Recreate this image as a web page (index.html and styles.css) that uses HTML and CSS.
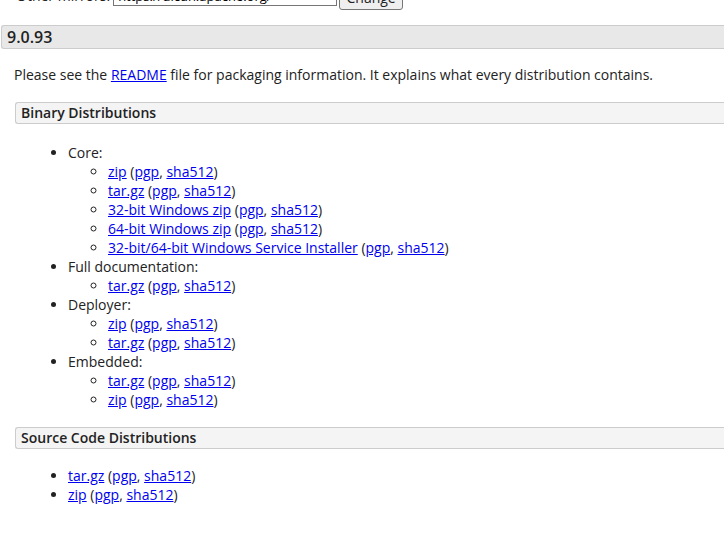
FILE: index.html
```html
<!DOCTYPE html>
<html lang="en">
<head>
    <meta charset="UTF-8">
    <title>Apache Tomcat 9 Software Downloads</title>
    <link rel="stylesheet" href="styles.css">
</head>
<body>
    <div class="page">
        <!-- mirror selection -->
        <form class="mirrors">
            <span class="mirrors-label">Other mirrors:</span>
            <select class="mirror-select"><option>https://dlcdn.apache.org/</option></select>
            <button type="button" class="change-btn">Change</button>
        </form>

        <!-- 9.0.93 release -->
        <div class="section">
            <h3>9.0.93</h3>
            <div class="section-body">
                <p>Please see the <a href="#">README</a> file for packaging information. It explains what every distribution contains.</p>

                <div class="subsection">
                    <h4>Binary Distributions</h4>
                    <div class="subsection-body">
                        <ul>
                            <li>Core:
                                <ul>
                                    <li><a href="#">zip</a> (<a href="#">pgp</a>, <a href="#">sha512</a>)</li>
                                    <li><a href="#">tar.gz</a> (<a href="#">pgp</a>, <a href="#">sha512</a>)</li>
                                    <li><a href="#">32-bit Windows zip</a> (<a href="#">pgp</a>, <a href="#">sha512</a>)</li>
                                    <li><a href="#">64-bit Windows zip</a> (<a href="#">pgp</a>, <a href="#">sha512</a>)</li>
                                    <li><a href="#">32-bit/64-bit Windows Service Installer</a> (<a href="#">pgp</a>, <a href="#">sha512</a>)</li>
                                </ul>
                            </li>
                            <li>Full documentation:
                                <ul>
                                    <li><a href="#">tar.gz</a> (<a href="#">pgp</a>, <a href="#">sha512</a>)</li>
                                </ul>
                            </li>
                            <li>Deployer:
                                <ul>
                                    <li><a href="#">zip</a> (<a href="#">pgp</a>, <a href="#">sha512</a>)</li>
                                    <li><a href="#">tar.gz</a> (<a href="#">pgp</a>, <a href="#">sha512</a>)</li>
                                </ul>
                            </li>
                            <li>Embedded:
                                <ul>
                                    <li><a href="#">tar.gz</a> (<a href="#">pgp</a>, <a href="#">sha512</a>)</li>
                                    <li><a href="#">zip</a> (<a href="#">pgp</a>, <a href="#">sha512</a>)</li>
                                </ul>
                            </li>
                        </ul>
                    </div>
                </div>

                <div class="subsection">
                    <h4>Source Code Distributions</h4>
                    <div class="subsection-body">
                        <ul class="source-list">
                            <li><a href="#">tar.gz</a> (<a href="#">pgp</a>, <a href="#">sha512</a>)</li>
                            <li><a href="#">zip</a> (<a href="#">pgp</a>, <a href="#">sha512</a>)</li>
                        </ul>
                    </div>
                </div>
            </div>
        </div>
    </div>
</body>
</html>
```

FILE: styles.css
```css
/* base */
* {
    box-sizing: border-box;
}

body {
    margin: 0;
    background-color: #fff;
    color: #222;
    font-family: 'Open Sans', 'Liberation Sans', Arial, sans-serif;
    font-size: 14px;
    line-height: 19px;
    overflow: hidden;
}

a {
    color: #0000ee;
}

/* page is scrolled a little, mirror form sits half off the top */
.page {
    margin-top: -17px;
}

/* mirror form */
.mirrors {
    display: flex;
    align-items: center;
    padding-left: 16px;
    height: 25px;
    margin: 0;
}

.mirrors-label {
    margin-right: 3px;
}

.mirror-select {
    width: 224px;
    height: 21px;
    font-family: inherit;
    font-size: 13px;
    border: 1px solid #767676;
    border-radius: 0;
    background-color: #fff;
    margin-right: 2px;
}

.change-btn {
    height: 24px;
    width: 64px;
    margin-top: 4px;
    padding: 0;
    font-family: inherit;
    font-size: 14px;
    color: #222;
    background-color: #efefef;
    border: 1px solid #767676;
    border-radius: 3px;
}

/* sections */
.section {
    margin-top: 17px;
}

.section h3 {
    margin: 0 0 0 1px;
    padding: 0 5px;
    height: 24px;
    line-height: 22px;
    font-size: 16px;
    font-weight: 600;
    background-color: #e8e8e8;
    border: 1px solid #ccc;
    border-right: none;
    border-radius: 3px 0 0 3px;
}

.section-body {
    padding-left: 14px;
}

.section-body p {
    margin: 16px 0 18px;
}

.subsection h4 {
    margin: 0 0 0 1px;
    padding: 0 5px;
    height: 22px;
    line-height: 20px;
    font-size: 14px;
    font-weight: 600;
    background-color: #f4f4f4;
    border: 1px solid #ccc;
    border-right: none;
    border-radius: 3px 0 0 3px;
}

.subsection-body ul {
    margin: 19px 0 18px;
    padding-left: 54px;
}

.subsection-body ul ul {
    margin: 0;
    padding-left: 40px;
}

.subsection-body .source-list {
    margin-top: 17px;
}

.subsection-body li {
    line-height: 19px;
}
```
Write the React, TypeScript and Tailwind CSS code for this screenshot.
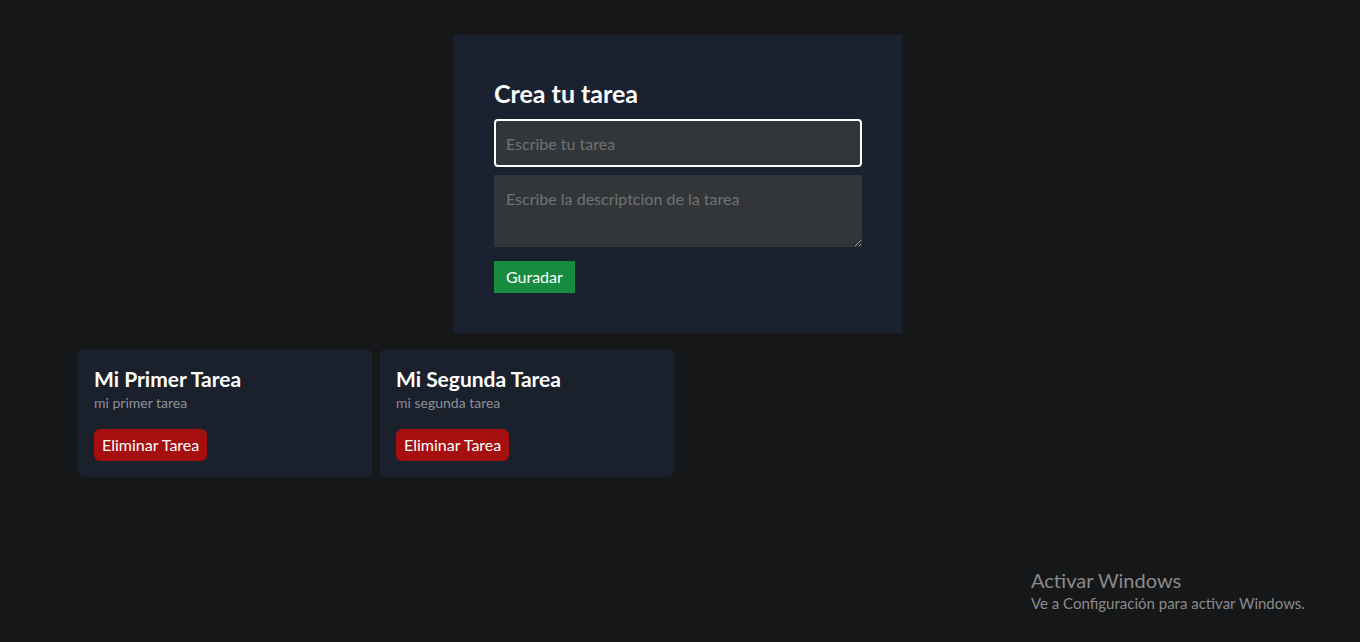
import React from 'react';

const tasks = [
  { id: 1, title: 'Mi Primer Tarea', description: 'mi primer tarea' },
  { id: 2, title: 'Mi Segunda Tarea', description: 'mi segunda tarea' },
];

function TaskForm() {
  return (
    <form className="w-[448px] bg-[#1a2231] p-10" onSubmit={(e) => e.preventDefault()}>
      <h1 className="text-[25px] leading-9 font-bold text-white mb-2">Crea tu tarea</h1>
      <input
        placeholder="Escribe tu tarea"
        className="w-full h-12 bg-[#323638] border-2 border-white rounded px-[10px] text-base text-white placeholder:text-[#6f7376] outline-none mb-2"
      />
      <textarea
        placeholder="Escribe la descriptcion de la tarea"
        className="block w-full h-[72px] bg-[#323638] px-3 py-3 text-base text-white placeholder:text-[#6f7376] outline-none mb-[14px]"
      />
      <button className="bg-[#178c3f] text-white px-3 py-1 text-base">Guradar</button>
    </form>
  );
}

function TaskCard({ title, description }: { title: string; description: string }) {
  return (
    <div className="bg-[#1b212c] rounded-md p-4">
      <h2 className="text-[21px] leading-7 font-bold text-white">{title}</h2>
      <p className="text-sm text-[#8b9099]">{description}</p>
      <button className="mt-4 bg-[#a60f0f] text-white rounded-md px-2 py-1 text-base">Eliminar Tarea</button>
    </div>
  );
}

export default function App() {
  return (
    <div className="min-h-[642px] bg-[#161719] font-['Lato',sans-serif] relative">
      <div className="flex flex-col items-center pt-[35px] pr-1">
        <TaskForm />
        <div className="grid grid-cols-4 gap-2 w-[1200px] mt-4">
          {tasks.map((t) => (
            <TaskCard key={t.id} title={t.title} description={t.description} />
          ))}
        </div>
      </div>

      <div className="absolute left-[1031px] top-[567px] text-[#8a8a8a]">
        <p className="text-[20px] leading-[26px]">Activar Windows</p>
        <p className="text-[15px] leading-5">Ve a Configuración para activar Windows.</p>
      </div>
    </div>
  );
}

* * * *

▶ **Objective**
Note how many lines in the listing above hold the string "page", then give only that figure.

▶ **Exercise response**
4